Different ways of getting ready in town and in the countryside
The results show that people in urban areas generally feel more informed and better prepared. City dwellers are more likely to have attended disaster training, bought mandatory earthquake insurance, created a family plan, and say their buildings follow zoning rules and are safe. Many turn to official channels and digital sources for information. In contrast, rural residents rely more on family, neighbors, and local meetings, and are less likely to have formal insurance, written plans, or clear knowledge of where to gather after a quake. In both settings, many people admit they still would not know exactly what to do in the first moments after a disaster, but uncertainty is higher in the countryside.

Who you are and where you live both matter
The study also shows how personal circumstances interact with place. In towns, people with more education and higher incomes are more likely to follow disaster news, join drills, and hold insurance. Middle aged adults, who often have families to protect, tend to be the most active in planning. Women, especially in rural areas, report high worry about disasters but do not always have the means or social power to act on that concern. In the countryside, even those with better schooling or higher incomes may remain less prepared because public services, information networks, and trust in institutions are weaker. Here, informal social ties and community solidarity partly fill the gap left by missing formal support.

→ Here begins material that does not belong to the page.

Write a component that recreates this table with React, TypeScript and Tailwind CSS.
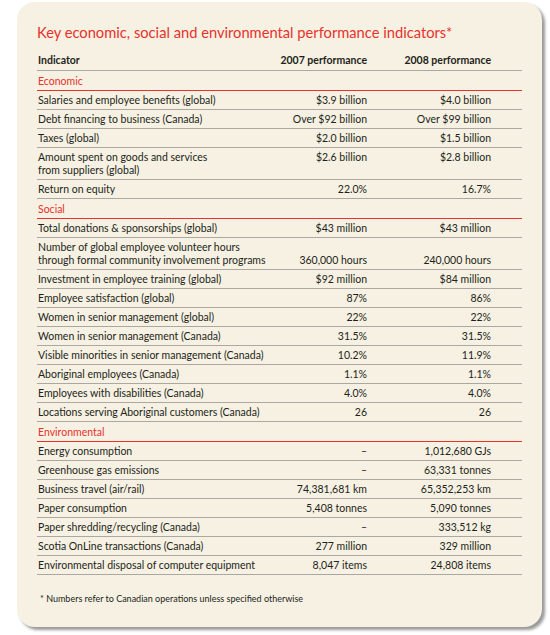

What this means for safer communities
For non specialists, the key message is that disaster readiness is not just about living near a fault or river; it also depends on everyday inequalities in education, income, and access to trustworthy help. The authors conclude that one size fits all disaster policies miss crucial differences between urban and rural life. They argue for locally tailored programs that mix official training with community based efforts, pay attention to vulnerable groups such as low income households, youth, and rural women, and build trust between residents and institutions. Strengthening both formal services and neighborhood networks, they suggest, is essential for turning high risk places like Lâdik into more resilient communities.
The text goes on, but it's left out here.